GITHUB_WEBHOOK_SECRET + a webhook on the target repo → enables bidirectional sync (close an issue on GitHub and cf-monitor stops re-creating it). See GitHub webhooks.
SLACK_WEBHOOK_URL → also get Slack alerts for P0/P1 errors.

How it works

Your worker throws an error (or a cron/queue handler fails)
Cloudflare delivers a tail event to cf-monitor’s tail() handler
cf-monitor extracts the error details, computes a fingerprint, and checks for duplicates
If it’s a new error, cf-monitor creates a GitHub issue (if configured) and writes the fingerprint to KV
If it’s a duplicate, the event is silently dropped

What gets captured

Error outcomes (from failed invocations)

Outcome	Priority	Description
`exception`	P1	Unhandled exception thrown by your code
`exceededCpu`	P0	Worker exceeded CPU time limit
`exceededMemory`	P0	Worker exceeded memory limit
`canceled`	P2	Request was cancelled (client disconnect)
`responseStreamDisconnected`	P3	Response stream terminated unexpectedly
`scriptNotFound`	P0	Worker script not found (deployment issue)

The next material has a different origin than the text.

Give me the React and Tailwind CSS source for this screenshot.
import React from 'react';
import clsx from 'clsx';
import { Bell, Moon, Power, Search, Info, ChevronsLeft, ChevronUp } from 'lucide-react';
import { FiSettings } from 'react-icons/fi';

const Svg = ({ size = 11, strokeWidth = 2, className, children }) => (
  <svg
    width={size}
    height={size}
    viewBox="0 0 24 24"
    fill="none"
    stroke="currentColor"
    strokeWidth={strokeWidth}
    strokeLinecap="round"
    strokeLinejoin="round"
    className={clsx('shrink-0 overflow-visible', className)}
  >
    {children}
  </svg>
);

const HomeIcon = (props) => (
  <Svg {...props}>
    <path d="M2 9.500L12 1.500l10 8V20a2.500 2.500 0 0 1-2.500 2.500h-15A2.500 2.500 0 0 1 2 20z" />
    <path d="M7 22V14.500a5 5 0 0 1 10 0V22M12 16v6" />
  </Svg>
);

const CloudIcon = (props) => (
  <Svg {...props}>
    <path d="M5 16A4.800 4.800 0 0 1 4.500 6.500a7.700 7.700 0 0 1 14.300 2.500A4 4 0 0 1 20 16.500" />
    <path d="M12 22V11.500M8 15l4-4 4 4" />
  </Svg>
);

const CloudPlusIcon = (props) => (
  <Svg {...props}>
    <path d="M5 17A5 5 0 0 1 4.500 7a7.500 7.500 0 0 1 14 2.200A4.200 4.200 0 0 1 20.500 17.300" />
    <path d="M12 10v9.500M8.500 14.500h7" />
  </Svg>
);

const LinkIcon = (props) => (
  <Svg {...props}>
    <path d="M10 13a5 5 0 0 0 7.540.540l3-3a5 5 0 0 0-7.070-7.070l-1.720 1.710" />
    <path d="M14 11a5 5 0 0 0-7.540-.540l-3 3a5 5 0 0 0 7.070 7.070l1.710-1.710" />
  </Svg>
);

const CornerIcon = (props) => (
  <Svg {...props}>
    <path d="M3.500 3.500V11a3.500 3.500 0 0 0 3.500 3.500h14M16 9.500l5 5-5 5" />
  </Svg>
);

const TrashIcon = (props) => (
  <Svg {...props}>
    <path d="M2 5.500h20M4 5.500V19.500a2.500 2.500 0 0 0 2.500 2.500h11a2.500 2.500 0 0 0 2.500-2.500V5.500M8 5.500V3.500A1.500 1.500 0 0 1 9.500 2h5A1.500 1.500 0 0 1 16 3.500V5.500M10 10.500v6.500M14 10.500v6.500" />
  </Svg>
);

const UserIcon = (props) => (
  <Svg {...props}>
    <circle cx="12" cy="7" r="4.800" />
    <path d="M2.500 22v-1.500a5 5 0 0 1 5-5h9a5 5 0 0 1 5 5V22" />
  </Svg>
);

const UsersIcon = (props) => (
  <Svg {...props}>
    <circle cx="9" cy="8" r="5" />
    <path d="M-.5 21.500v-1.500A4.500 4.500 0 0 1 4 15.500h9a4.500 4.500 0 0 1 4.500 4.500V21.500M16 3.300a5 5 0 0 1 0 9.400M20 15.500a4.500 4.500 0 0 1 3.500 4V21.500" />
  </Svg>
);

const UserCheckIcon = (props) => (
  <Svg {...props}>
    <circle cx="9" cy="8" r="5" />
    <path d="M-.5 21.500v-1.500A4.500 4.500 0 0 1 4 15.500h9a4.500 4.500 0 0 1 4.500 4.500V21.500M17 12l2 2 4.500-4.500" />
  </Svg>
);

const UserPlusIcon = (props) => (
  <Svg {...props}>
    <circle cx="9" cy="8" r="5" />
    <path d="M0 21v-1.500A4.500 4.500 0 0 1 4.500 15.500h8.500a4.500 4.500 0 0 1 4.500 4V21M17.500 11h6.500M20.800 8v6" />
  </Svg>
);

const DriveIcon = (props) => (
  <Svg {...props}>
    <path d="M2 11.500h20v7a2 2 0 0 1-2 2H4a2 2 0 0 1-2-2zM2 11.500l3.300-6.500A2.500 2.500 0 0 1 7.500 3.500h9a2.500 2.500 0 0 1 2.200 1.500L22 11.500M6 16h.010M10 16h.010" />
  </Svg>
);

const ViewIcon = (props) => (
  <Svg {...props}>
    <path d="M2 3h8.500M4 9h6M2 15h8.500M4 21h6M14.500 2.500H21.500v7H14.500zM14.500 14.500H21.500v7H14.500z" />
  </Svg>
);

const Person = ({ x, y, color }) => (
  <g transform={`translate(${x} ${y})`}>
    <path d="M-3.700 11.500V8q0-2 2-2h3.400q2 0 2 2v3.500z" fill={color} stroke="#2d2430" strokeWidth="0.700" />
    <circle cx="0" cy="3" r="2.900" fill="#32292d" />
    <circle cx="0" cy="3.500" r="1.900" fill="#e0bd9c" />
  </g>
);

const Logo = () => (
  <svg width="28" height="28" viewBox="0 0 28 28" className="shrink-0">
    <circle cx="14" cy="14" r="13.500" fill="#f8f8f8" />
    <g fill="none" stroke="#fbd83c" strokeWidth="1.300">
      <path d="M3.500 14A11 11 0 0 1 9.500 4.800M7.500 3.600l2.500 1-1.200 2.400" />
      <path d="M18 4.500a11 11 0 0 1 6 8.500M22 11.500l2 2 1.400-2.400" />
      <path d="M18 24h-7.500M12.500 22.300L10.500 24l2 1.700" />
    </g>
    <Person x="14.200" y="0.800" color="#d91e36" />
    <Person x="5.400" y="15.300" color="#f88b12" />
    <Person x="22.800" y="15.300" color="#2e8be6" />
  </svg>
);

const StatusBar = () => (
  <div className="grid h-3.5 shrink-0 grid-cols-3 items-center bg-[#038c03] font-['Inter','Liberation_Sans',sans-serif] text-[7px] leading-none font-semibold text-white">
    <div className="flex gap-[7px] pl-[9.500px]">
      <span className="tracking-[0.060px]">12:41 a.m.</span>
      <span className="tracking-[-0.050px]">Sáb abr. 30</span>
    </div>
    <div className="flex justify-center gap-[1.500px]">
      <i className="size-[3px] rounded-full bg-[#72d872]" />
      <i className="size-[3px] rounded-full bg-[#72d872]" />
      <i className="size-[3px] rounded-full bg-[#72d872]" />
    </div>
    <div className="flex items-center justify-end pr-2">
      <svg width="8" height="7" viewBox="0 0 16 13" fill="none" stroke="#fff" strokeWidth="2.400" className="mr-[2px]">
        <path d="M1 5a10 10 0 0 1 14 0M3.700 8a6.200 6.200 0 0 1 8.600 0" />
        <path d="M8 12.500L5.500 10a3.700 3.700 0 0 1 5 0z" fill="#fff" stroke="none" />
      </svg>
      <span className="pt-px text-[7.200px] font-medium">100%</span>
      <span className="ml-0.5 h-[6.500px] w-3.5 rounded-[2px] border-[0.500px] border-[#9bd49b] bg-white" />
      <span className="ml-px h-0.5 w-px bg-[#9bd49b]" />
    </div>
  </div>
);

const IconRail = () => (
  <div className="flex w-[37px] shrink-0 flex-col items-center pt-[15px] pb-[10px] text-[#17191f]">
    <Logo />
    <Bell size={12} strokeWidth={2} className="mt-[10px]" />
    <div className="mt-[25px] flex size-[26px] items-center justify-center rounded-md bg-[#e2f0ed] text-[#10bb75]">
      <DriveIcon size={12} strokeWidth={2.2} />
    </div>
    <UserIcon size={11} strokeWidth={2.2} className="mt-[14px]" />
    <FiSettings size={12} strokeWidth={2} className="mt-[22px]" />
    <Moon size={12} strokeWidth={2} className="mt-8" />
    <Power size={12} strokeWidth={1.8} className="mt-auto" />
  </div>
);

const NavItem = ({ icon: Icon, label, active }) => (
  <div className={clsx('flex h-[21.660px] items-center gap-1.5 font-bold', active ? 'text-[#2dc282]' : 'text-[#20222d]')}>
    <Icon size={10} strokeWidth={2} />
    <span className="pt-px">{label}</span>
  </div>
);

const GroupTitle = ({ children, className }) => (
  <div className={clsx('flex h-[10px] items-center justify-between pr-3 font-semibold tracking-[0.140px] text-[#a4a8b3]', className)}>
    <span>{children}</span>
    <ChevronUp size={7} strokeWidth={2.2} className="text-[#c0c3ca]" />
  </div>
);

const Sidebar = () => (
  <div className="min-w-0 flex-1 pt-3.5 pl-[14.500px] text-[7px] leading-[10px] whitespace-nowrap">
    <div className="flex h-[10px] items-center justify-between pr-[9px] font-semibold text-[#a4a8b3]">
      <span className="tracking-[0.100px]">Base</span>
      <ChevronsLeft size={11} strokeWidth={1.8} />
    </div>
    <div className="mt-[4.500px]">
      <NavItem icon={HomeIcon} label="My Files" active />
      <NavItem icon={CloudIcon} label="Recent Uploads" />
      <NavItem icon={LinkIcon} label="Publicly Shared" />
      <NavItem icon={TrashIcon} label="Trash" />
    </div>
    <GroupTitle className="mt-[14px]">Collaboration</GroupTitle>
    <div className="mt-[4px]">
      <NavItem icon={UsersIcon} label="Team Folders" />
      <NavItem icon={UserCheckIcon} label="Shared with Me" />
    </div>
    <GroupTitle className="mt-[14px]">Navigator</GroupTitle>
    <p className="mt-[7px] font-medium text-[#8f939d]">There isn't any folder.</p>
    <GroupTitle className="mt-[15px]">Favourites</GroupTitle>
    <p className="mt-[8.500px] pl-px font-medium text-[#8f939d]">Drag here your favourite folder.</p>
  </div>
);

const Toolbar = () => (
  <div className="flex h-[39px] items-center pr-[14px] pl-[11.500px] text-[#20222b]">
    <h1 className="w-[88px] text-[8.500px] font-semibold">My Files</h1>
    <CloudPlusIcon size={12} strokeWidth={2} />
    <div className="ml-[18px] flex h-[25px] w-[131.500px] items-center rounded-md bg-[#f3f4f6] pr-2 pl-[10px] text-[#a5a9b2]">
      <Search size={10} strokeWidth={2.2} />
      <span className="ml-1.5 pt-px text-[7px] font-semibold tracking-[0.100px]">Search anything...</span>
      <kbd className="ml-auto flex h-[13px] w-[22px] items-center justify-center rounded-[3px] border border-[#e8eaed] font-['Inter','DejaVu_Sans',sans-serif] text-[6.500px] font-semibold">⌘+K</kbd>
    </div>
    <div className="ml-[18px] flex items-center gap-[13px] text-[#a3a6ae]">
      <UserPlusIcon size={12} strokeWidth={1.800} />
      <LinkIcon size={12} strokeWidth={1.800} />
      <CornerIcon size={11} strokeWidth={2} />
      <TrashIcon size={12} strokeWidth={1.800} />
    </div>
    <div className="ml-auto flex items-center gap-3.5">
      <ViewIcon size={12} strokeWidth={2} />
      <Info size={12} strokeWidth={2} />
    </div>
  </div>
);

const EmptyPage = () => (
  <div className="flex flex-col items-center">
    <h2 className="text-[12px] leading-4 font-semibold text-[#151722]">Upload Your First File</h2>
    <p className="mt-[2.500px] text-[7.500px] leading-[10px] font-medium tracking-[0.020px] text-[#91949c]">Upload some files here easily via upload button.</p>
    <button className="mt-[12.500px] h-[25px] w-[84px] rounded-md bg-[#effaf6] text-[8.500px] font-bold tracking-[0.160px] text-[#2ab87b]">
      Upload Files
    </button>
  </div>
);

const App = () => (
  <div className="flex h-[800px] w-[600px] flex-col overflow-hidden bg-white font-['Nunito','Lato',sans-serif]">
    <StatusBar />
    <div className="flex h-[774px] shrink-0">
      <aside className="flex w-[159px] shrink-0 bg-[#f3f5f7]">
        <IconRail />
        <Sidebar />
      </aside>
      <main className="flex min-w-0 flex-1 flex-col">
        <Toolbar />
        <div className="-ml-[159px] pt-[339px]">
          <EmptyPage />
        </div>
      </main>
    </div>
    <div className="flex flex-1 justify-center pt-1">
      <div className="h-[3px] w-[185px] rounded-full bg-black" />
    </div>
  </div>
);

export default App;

Soft errors (from successful invocations)

Log level	Priority	Description
`console.error()`	P2	Your code logged an error but returned a response
`console.warn()`	P4	Your code logged a warning — batched into daily digest

P0-P3 errors create individual GitHub issues immediately. P4 warnings are batched into a single daily digest issue at midnight UTC.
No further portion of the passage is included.